- [Exercise description]:
Write out the material again exactly, please, and omit the pictures.

[Start of Data extract]

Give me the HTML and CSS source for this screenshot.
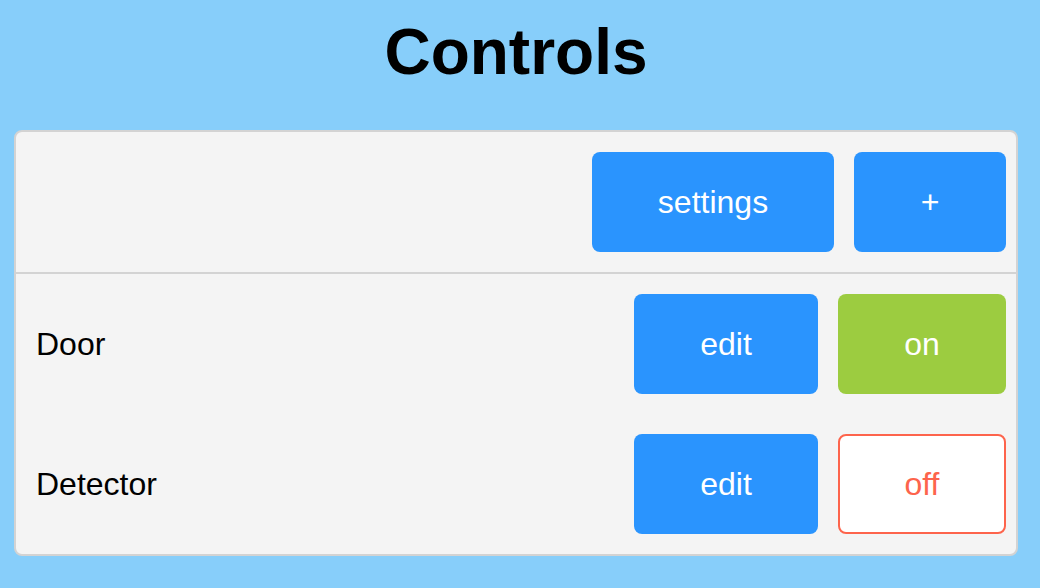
FILE: index.html
```html
<!DOCTYPE html>
<html>
<head>
<meta charset="utf-8">
<link rel="stylesheet" href="styles.css">
</head>
<body>
<h1 class="title">Controls</h1>
<div class="card">
  <div class="card-header">
    <button class="btn btn-blue btn-settings">settings</button>
    <button class="btn btn-blue btn-add">+</button>
  </div>
  <div class="row">
    <span class="label">Door</span>
    <button class="btn btn-blue btn-edit">edit</button>
    <button class="btn btn-on btn-toggle">on</button>
  </div>
  <div class="row">
    <span class="label">Detector</span>
    <button class="btn btn-blue btn-edit">edit</button>
    <button class="btn btn-off btn-toggle">off</button>
  </div>
</div>
</body>
</html>
```
FILE: styles.css
```css
html, body {
  margin: 0;
  padding: 0;
}
body {
  background: #87cefa;
  font-family: "Liberation Sans", Arial, sans-serif;
  padding: 0 22px 0 14px;
  height: 588px;
  box-sizing: border-box;
  overflow: hidden;
}
.title {
  margin: 15px 0 41px;
  font-size: 64px;
  line-height: 74px;
  font-weight: bold;
  text-align: center;
  color: #000;
}
.card {
  background: #f4f4f4;
  border: 2px solid #d3d3d3;
  border-radius: 8px;
  width: 1004px;
  box-sizing: border-box;
}
.card-header {
  display: flex;
  justify-content: flex-end;
  gap: 20px;
  padding: 20px 10px;
  border-bottom: 2px solid #d3d3d3;
}
.row {
  display: flex;
  align-items: center;
  gap: 20px;
  padding: 20px 10px 20px 20px;
}
.label {
  flex: 1;
  font-size: 32px;
  color: #000;
}
.btn {
  height: 100px;
  border: none;
  border-radius: 8px;
  font-family: "Liberation Sans", Arial, sans-serif;
  font-size: 32px;
  color: #fff;
  display: flex;
  align-items: center;
  justify-content: center;
  padding: 0;
  box-sizing: border-box;
}
.btn-blue { background: #2a94fe; }
.btn-settings { width: 242px; }
.btn-add { width: 152px; }
.btn-edit { width: 184px; }
.btn-toggle { width: 168px; }
.btn-on { background: #9ccc40; }
.btn-off {
  background: #fff;
  border: 2px solid #fd644c;
  color: #fd644c;
}
```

[End of Data extract]

- [Output for this task]:
Give me the HTML and CSS source for this screenshot.
FILE: index.html
```html
<!DOCTYPE html>
<html>
<head>
<meta charset="utf-8">
<link rel="stylesheet" href="styles.css">
</head>
<body>
<h1 class="title">Controls</h1>
<div class="card">
  <div class="card-header">
    <button class="btn btn-blue btn-settings">settings</button>
    <button class="btn btn-blue btn-add">+</button>
  </div>
  <div class="row">
    <span class="label">Door</span>
    <button class="btn btn-blue btn-edit">edit</button>
    <button class="btn btn-on btn-toggle">on</button>
  </div>
  <div class="row">
    <span class="label">Detector</span>
    <button class="btn btn-blue btn-edit">edit</button>
    <button class="btn btn-off btn-toggle">off</button>
  </div>
</div>
</body>
</html>
```
FILE: styles.css
```css
html, body {
  margin: 0;
  padding: 0;
}
body {
  background: #87cefa;
  font-family: "Liberation Sans", Arial, sans-serif;
  padding: 0 22px 0 14px;
  height: 588px;
  box-sizing: border-box;
  overflow: hidden;
}
.title {
  margin: 15px 0 41px;
  font-size: 64px;
  line-height: 74px;
  font-weight: bold;
  text-align: center;
  color: #000;
}
.card {
  background: #f4f4f4;
  border: 2px solid #d3d3d3;
  border-radius: 8px;
  width: 1004px;
  box-sizing: border-box;
}
.card-header {
  display: flex;
  justify-content: flex-end;
  gap: 20px;
  padding: 20px 10px;
  border-bottom: 2px solid #d3d3d3;
}
.row {
  display: flex;
  align-items: center;
  gap: 20px;
  padding: 20px 10px 20px 20px;
}
.label {
  flex: 1;
  font-size: 32px;
  color: #000;
}
.btn {
  height: 100px;
  border: none;
  border-radius: 8px;
  font-family: "Liberation Sans", Arial, sans-serif;
  font-size: 32px;
  color: #fff;
  display: flex;
  align-items: center;
  justify-content: center;
  padding: 0;
  box-sizing: border-box;
}
.btn-blue { background: #2a94fe; }
.btn-settings { width: 242px; }
.btn-add { width: 152px; }
.btn-edit { width: 184px; }
.btn-toggle { width: 168px; }
.btn-on { background: #9ccc40; }
.btn-off {
  background: #fff;
  border: 2px solid #fd644c;
  color: #fd644c;
}
```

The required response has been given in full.